Solche individualisierten Markenradios sind ein absoluter Killer für die Branche. Und ich traue Tesla mehr zu als dem SWR. Die öffentlich-rechtlichen Sender sind in der Regel nicht so agil, wie Unternehmen wie Tesla. Gerade Sachen wie Match Moods sind über ein solches Markenradio besser darzustellen, denn das Auto merkt wie ich drauf bin, allein schon weil es Echtzeitdaten über das Navigationssystem hat. Das heißt ein solcher Musikdienst kann nicht nur Handlungsanweisungen geben, wie `mach ein Pause!´ oder `da ist die Stauwahrscheinlichkeit hoch´, sondern es kann und wird auch die jeweils an die Situation angepasste Musikschiene abspielen.

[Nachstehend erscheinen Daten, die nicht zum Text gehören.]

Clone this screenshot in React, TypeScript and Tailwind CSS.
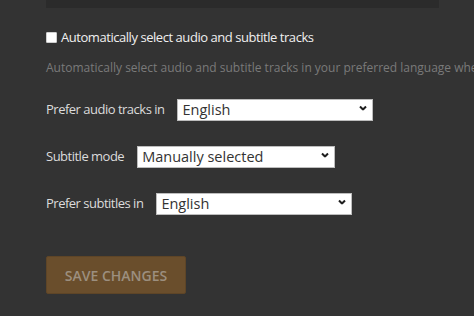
import { ChangeEvent, useState } from 'react'

const languages = ['English', 'French', 'German', 'Spanish', 'Japanese']
const subtitleModes = ['Manually selected', 'Shown with foreign audio', 'Always enabled']

function Chevron() {
  return (
    <svg
      width="8"
      height="5"
      viewBox="0 0 8 5"
      className="pointer-events-none absolute right-[6px] top-1/2 -translate-y-1/2"
      aria-hidden
    >
      <polyline points="1,1 4,4 7,1" fill="none" stroke="#1e1e1e" strokeWidth="2" />
    </svg>
  )
}

function SelectRow({
  label,
  width,
  value,
  options,
  onChange,
}: {
  label: string
  width: string
  value: string
  options: string[]
  onChange: (v: string) => void
}) {
  return (
    <div className="flex h-[22px] items-center">
      <label className="mr-[13px] mt-[2px] text-[13px] leading-[16px] tracking-[-0.5px] text-[#dcdcdc]">{label}</label>
      <div className={`relative h-[22px] ${width}`}>
        <select
          value={value}
          onChange={(e: ChangeEvent<HTMLSelectElement>) => onChange(e.target.value)}
          className="h-full w-full appearance-none rounded-none border border-[#bdbdbd] bg-white pl-[4px] pr-5 text-[14.5px] leading-[20px] text-[#333] outline-none"
        >
          {options.map((o) => (
            <option key={o}>{o}</option>
          ))}
        </select>
        <Chevron />
      </div>
    </div>
  )
}

export default function App() {
  const [auto, setAuto] = useState(false)
  const [audio, setAudio] = useState('English')
  const [mode, setMode] = useState('Manually selected')
  const [subs, setSubs] = useState('English')

  return (
    <div className="h-[316px] w-[474px] overflow-hidden bg-[#333333] pl-[46px] font-['Open_Sans',sans-serif]">
      <div className="h-[8px] w-[393px] bg-[#2b2b2b]" />

      <label className="mt-[21px] flex h-[16px] items-center gap-[4px] whitespace-nowrap text-[13px] leading-[16px] tracking-[-0.45px] text-[#f0f0f0]">
        <input
          type="checkbox"
          checked={auto}
          onChange={() => setAuto(!auto)}
          className="m-0 h-[11px] w-[11px] appearance-none rounded-[1px] border border-[#cfcfcf] bg-white"
        />
        Automatically select audio and subtitle tracks
      </label>

      <p className="mt-[15px] whitespace-nowrap text-[12px] leading-[16px] text-[#7a7a7a]">
        Automatically select audio and subtitle tracks in your preferred language when available.
      </p>

      <div className="mt-[21px] flex flex-col gap-[25px]">
        <SelectRow label="Prefer audio tracks in" width="w-[196px]" value={audio} options={languages} onChange={setAudio} />
        <SelectRow label="Subtitle mode" width="w-[198px]" value={mode} options={subtitleModes} onChange={setMode} />
        <SelectRow label="Prefer subtitles in" width="w-[196px]" value={subs} options={languages} onChange={setSubs} />
      </div>

      <button
        type="button"
        className="mt-[43px] h-[38px] w-[140px] rounded-[2px] border border-[#5e4527] bg-[#6a4e2c] text-[14px] font-semibold uppercase text-[#9c8f7f]"
      >
        Save changes
      </button>
    </div>
  )
}
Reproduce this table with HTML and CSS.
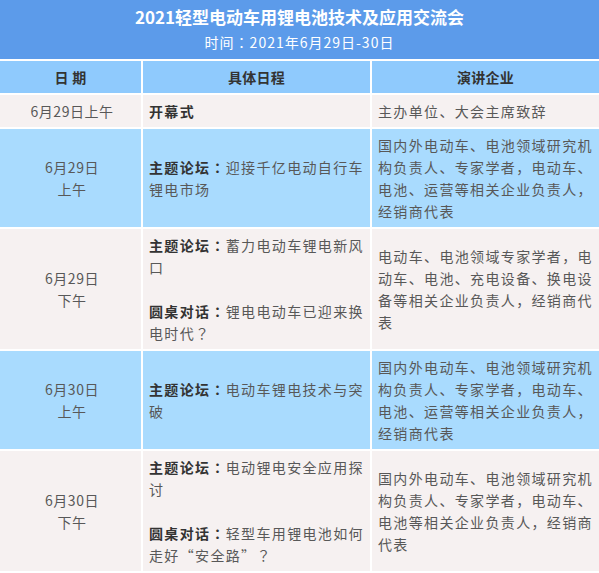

Wie steht es um die Werberelevanz individualisierter Radios?
Erstmal sehen wir in allen Branchen, dass die Klassiker meistens nicht hinterherkommen. Es ist relativ tough, sich selbst zu zerstören und sich neu zu erfinden – so lange man die Kraft dazu hat. Und zwar dann, wenn es einem relativ gut geht. Und damit müssen sich SWR und Co. auch auseinander setzen. Zudem ist heute alles Lifestyle. Es ist eben auch Lifestyle, wenn jemand das Tesla-Radio haben will und nicht mehr den SWR hören. So gesehen haben neue Dienste und damit auch neue Werbeformen eine große Chance auf dem Markt, weil sie Dinge anders machen. Und das ist gut so. Beispiel: ich verstehe nicht, warum heute noch zweimal in der Stunde für 5 Minuten Verkehrsmeldungen kommen. Das ist völlig absurd und überholt. Ich bin mir sicher, das Tesla neue Komponenten und ein neues Erleben in das Thema Infotainment einbringen wird. Ein schönes Beispiel könnte künftig sein, dass Tesla einen individualisierten Song spielt, der den Fahrer auffordert mal anzuhalten und einen Kaffee zu trinken und nicht wie beim klassischen Anbieter heute einfach nur ein LED Lämpchen aufleuchtet mit einer Kaffeetasse im Display. Das wird Tesla sicher viel eleganter lösen.